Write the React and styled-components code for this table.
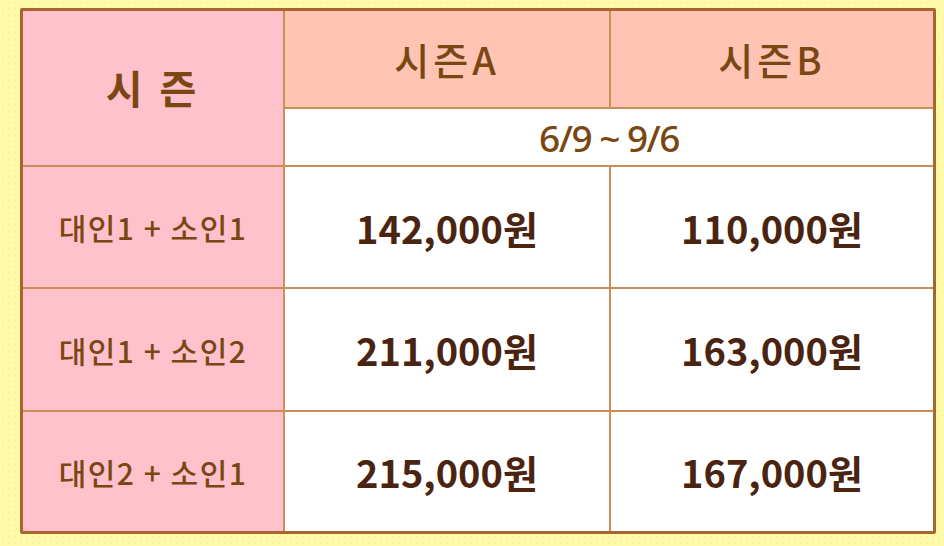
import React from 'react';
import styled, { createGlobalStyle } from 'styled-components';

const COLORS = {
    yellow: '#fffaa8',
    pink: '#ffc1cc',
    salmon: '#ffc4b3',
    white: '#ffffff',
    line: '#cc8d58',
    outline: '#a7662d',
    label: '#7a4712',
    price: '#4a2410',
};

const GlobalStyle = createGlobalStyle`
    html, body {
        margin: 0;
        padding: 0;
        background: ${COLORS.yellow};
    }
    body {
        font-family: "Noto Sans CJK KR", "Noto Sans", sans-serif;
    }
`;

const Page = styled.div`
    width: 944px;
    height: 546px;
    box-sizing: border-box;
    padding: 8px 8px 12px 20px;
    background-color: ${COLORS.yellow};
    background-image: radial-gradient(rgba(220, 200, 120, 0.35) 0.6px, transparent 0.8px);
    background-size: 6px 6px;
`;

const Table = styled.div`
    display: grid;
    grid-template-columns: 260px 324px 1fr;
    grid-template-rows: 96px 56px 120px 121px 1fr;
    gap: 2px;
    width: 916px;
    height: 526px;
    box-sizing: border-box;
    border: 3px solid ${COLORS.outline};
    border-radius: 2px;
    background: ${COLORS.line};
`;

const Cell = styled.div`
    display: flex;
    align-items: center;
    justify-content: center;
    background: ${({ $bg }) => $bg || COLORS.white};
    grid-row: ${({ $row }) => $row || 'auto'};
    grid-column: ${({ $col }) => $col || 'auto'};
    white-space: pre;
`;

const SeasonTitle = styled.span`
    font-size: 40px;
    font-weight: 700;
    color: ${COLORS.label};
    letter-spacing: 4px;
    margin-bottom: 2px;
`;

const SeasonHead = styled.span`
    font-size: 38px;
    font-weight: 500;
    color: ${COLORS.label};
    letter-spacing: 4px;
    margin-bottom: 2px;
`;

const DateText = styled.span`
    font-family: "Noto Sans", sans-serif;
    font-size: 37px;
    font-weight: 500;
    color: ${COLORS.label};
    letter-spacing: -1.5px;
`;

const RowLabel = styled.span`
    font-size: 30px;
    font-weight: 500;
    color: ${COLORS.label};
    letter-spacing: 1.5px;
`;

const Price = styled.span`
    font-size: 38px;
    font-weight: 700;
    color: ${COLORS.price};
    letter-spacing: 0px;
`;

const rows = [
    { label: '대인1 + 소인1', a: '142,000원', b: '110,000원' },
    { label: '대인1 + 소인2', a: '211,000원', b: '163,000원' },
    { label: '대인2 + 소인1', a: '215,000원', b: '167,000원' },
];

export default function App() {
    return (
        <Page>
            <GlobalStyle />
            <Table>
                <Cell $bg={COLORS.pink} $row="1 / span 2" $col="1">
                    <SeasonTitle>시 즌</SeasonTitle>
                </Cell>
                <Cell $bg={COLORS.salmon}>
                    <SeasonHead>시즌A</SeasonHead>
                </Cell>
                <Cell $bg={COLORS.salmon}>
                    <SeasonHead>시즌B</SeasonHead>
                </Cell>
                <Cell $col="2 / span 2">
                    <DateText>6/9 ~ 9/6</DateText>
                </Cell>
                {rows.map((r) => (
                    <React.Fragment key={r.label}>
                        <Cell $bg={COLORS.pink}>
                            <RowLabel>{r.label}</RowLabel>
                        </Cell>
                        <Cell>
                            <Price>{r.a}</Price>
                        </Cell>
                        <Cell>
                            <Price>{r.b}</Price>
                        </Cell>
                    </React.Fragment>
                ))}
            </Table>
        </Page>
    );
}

════════

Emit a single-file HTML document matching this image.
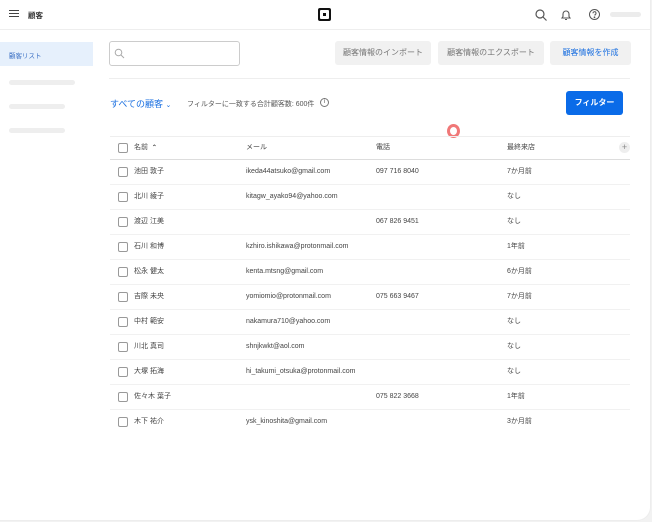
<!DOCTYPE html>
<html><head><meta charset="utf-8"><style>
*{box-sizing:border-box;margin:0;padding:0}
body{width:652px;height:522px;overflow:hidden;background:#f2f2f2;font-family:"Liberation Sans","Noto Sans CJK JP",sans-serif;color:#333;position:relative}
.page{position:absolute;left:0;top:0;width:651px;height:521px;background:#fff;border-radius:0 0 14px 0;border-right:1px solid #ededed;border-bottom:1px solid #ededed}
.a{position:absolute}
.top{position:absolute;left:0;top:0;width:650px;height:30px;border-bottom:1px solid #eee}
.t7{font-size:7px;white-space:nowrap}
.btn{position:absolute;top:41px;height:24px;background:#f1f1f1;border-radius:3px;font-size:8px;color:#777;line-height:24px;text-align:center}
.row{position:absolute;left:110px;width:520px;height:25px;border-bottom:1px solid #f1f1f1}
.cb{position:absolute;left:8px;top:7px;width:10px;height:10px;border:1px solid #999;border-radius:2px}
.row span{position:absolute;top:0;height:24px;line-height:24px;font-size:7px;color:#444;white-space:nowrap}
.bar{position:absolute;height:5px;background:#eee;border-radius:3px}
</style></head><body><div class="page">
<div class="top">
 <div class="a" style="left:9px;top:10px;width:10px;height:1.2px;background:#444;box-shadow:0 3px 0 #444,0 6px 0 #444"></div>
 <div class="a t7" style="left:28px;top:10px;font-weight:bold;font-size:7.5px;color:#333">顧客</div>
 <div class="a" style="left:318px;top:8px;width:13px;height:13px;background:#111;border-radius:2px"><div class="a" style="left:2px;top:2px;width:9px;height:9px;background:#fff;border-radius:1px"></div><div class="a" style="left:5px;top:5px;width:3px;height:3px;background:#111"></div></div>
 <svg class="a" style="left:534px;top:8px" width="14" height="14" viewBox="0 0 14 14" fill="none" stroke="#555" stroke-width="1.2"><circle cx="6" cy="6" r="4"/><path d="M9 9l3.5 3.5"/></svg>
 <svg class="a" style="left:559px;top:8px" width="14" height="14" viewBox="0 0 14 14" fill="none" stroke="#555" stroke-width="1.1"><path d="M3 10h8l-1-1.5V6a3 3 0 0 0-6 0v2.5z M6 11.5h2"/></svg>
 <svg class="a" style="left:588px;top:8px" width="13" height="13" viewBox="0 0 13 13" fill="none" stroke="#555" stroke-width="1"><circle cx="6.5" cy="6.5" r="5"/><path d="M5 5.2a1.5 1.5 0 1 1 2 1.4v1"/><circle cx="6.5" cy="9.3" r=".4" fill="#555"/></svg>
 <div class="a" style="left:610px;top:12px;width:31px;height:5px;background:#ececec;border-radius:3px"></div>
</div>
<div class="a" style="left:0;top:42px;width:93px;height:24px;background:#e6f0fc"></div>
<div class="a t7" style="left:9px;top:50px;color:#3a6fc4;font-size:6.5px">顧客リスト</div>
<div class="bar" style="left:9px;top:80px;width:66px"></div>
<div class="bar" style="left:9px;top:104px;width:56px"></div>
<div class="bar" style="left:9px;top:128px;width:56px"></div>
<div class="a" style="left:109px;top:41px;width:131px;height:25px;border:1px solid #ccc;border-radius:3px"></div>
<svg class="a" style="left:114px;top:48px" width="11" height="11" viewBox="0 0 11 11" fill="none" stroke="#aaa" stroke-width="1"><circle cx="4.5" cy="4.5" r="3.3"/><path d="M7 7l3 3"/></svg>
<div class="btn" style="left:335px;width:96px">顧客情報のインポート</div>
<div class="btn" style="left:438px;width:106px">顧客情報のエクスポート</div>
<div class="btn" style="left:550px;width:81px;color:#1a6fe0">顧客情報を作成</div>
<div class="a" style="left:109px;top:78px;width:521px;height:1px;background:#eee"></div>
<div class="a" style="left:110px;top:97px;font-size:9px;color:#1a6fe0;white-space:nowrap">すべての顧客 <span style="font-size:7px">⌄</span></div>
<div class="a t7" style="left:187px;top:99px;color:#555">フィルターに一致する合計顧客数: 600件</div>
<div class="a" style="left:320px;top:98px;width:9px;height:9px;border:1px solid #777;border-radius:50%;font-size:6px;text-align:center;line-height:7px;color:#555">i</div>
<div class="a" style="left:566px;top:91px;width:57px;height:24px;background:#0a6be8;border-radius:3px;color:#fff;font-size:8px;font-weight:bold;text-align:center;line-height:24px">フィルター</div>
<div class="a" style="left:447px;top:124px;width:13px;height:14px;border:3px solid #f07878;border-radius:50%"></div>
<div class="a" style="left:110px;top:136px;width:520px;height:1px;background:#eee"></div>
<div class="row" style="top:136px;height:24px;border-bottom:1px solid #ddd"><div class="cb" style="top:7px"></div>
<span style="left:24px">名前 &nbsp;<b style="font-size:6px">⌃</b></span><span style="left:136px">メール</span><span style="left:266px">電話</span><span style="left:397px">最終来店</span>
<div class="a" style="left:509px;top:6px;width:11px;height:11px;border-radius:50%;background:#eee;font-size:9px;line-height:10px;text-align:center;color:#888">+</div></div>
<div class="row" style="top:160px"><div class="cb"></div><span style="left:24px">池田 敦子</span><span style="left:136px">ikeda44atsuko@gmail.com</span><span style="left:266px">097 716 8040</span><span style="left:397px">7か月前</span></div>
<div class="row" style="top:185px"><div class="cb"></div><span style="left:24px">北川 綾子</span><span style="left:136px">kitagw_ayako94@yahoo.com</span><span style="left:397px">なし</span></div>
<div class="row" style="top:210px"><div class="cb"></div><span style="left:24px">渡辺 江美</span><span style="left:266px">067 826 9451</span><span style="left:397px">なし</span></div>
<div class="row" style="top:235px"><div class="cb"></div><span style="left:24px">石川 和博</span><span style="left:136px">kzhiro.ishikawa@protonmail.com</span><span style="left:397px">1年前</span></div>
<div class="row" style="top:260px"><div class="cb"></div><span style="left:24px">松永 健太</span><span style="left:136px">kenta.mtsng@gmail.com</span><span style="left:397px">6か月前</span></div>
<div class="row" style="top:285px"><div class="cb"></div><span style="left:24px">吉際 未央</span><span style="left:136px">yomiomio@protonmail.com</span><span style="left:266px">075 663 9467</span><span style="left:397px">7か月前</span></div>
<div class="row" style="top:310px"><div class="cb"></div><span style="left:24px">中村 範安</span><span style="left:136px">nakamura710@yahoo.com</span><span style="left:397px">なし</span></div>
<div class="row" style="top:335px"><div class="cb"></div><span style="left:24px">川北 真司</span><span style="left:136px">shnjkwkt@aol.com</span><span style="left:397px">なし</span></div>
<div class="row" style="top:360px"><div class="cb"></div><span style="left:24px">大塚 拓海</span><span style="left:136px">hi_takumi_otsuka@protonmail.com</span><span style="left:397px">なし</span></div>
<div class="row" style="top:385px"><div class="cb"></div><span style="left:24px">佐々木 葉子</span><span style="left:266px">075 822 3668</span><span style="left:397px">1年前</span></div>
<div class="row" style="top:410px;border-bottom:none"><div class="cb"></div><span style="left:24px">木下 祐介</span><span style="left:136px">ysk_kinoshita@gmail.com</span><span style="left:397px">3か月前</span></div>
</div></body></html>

════════

Work to do:
Using the listing above, locate the lines that hold "components" and copy each one.

Result of the task:
Write the React and styled-components code for this table.
import styled, { createGlobalStyle } from 'styled-components';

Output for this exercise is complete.